● GIVEN RECORDS:
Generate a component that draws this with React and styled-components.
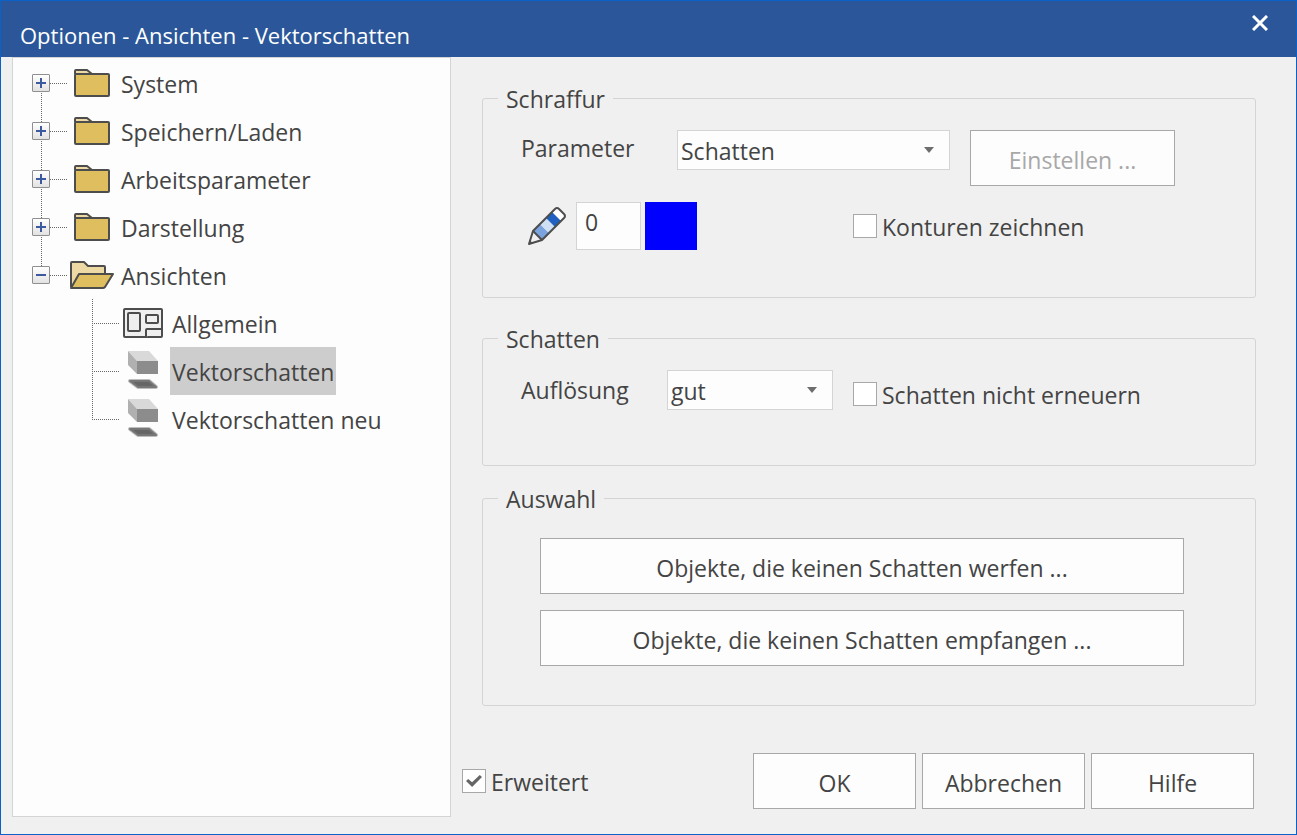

...

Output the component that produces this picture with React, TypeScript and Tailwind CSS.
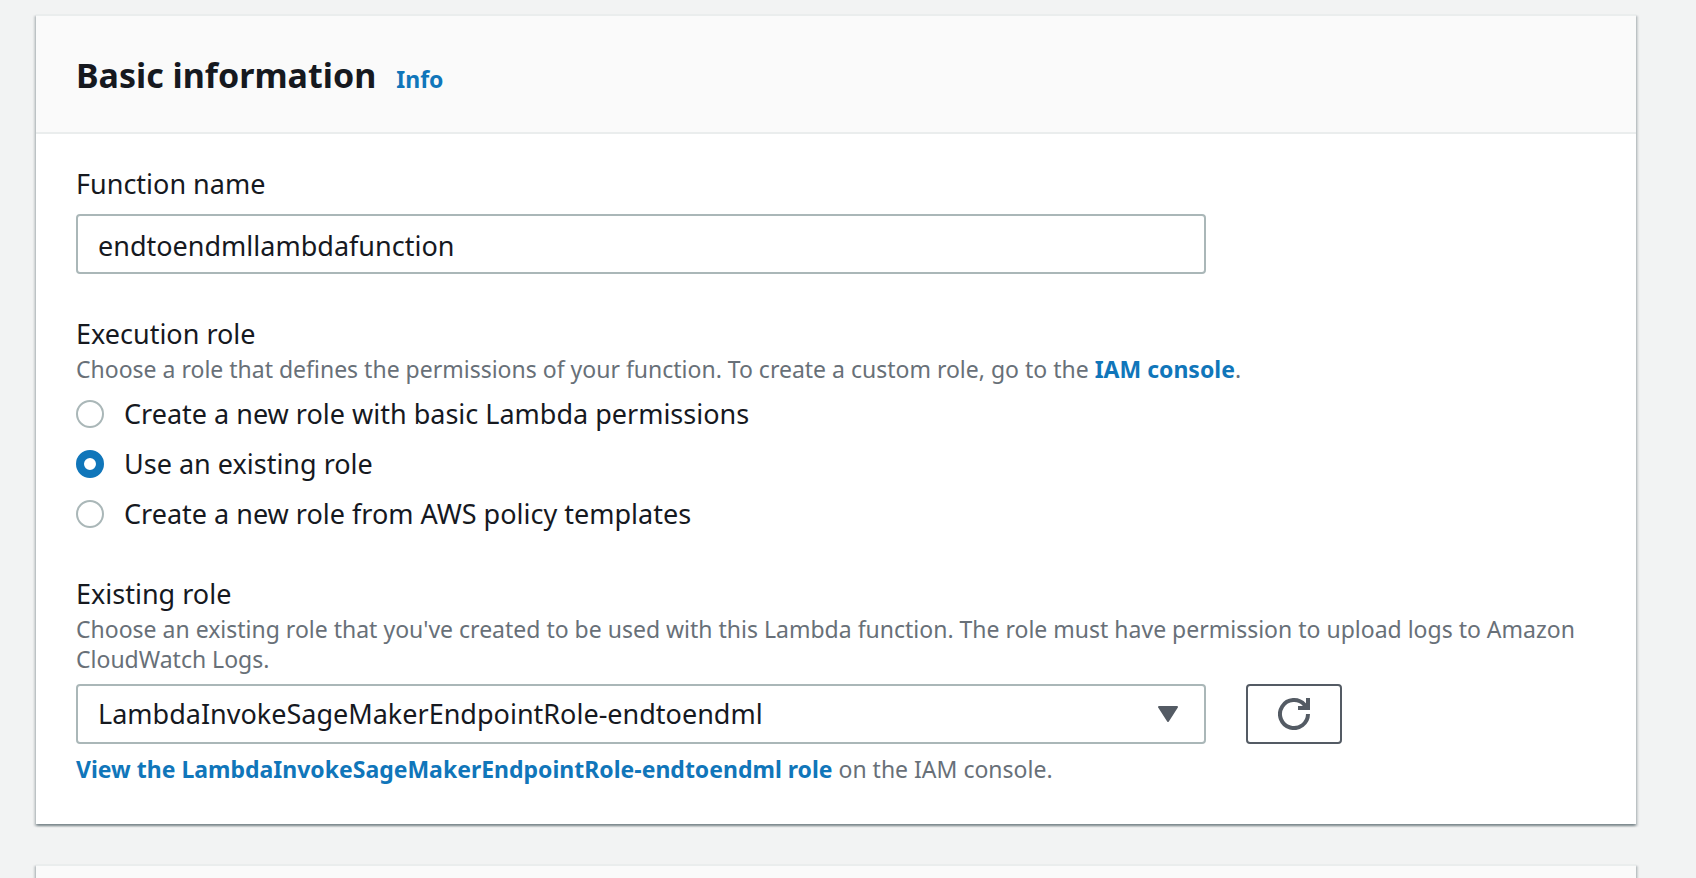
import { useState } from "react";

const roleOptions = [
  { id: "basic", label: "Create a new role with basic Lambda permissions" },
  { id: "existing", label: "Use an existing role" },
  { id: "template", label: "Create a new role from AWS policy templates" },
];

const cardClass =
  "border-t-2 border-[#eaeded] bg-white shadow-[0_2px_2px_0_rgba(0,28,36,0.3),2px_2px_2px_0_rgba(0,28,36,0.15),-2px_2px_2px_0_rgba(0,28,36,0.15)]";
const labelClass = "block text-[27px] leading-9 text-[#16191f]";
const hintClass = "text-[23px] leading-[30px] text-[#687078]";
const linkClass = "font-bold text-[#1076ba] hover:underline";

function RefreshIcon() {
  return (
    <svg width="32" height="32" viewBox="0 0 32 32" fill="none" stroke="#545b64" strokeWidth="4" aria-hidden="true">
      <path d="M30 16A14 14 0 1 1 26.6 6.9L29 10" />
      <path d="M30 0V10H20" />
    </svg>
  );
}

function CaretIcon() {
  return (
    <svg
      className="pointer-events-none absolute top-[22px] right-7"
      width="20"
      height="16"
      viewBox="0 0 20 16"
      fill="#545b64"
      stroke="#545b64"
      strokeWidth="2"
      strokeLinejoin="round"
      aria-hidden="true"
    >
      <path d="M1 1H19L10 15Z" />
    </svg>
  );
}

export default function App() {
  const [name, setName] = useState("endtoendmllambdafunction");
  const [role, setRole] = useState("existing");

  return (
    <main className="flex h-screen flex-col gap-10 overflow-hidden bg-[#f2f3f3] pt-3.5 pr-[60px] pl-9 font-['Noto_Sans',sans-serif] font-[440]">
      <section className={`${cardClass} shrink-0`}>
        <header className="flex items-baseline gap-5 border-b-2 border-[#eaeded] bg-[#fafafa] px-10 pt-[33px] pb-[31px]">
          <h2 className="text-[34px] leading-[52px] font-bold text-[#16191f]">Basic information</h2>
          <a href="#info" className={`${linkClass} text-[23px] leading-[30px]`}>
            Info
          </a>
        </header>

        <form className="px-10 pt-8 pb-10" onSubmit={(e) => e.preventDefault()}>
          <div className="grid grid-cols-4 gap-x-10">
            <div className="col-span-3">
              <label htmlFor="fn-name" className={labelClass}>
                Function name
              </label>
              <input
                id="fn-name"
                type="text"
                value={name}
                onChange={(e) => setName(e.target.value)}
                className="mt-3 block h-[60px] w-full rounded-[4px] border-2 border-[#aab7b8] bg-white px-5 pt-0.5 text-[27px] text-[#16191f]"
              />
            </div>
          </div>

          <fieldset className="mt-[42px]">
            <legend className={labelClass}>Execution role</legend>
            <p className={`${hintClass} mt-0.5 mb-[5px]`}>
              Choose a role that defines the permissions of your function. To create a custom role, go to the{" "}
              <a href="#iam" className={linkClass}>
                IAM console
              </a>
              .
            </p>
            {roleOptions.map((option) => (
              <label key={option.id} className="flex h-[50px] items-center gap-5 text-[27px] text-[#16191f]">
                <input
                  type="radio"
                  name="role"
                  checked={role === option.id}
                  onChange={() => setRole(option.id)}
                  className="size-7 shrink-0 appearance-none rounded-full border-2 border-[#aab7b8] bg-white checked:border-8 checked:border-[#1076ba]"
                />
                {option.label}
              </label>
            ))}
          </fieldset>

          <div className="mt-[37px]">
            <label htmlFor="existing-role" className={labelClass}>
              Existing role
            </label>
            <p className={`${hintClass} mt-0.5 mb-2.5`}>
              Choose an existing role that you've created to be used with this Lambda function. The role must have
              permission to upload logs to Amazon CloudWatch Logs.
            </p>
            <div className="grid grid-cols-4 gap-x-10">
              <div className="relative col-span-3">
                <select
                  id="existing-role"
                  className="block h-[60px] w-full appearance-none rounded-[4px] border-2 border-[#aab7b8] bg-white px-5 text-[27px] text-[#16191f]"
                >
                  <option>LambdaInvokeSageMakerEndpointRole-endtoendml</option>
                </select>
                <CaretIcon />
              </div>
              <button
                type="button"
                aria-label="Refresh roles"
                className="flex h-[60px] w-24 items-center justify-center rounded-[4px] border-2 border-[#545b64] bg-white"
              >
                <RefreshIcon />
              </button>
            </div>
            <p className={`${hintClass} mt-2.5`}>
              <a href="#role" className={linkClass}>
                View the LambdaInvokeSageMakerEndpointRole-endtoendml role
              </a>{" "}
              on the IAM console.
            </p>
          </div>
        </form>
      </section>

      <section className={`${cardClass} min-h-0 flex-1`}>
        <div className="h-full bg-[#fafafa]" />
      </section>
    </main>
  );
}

● GIVEN PROBLEM: Which lines of the data above contain "that"? Copy each one.

● RESULT FOR THIS TASK:
Generate a component that draws this with React and styled-components.
Output the component that produces this picture with React, TypeScript and Tailwind CSS.
              Choose a role that defines the permissions of your function. To create a custom role, go to the{" "}
              Choose an existing role that you've created to be used with this Lambda function. The role must have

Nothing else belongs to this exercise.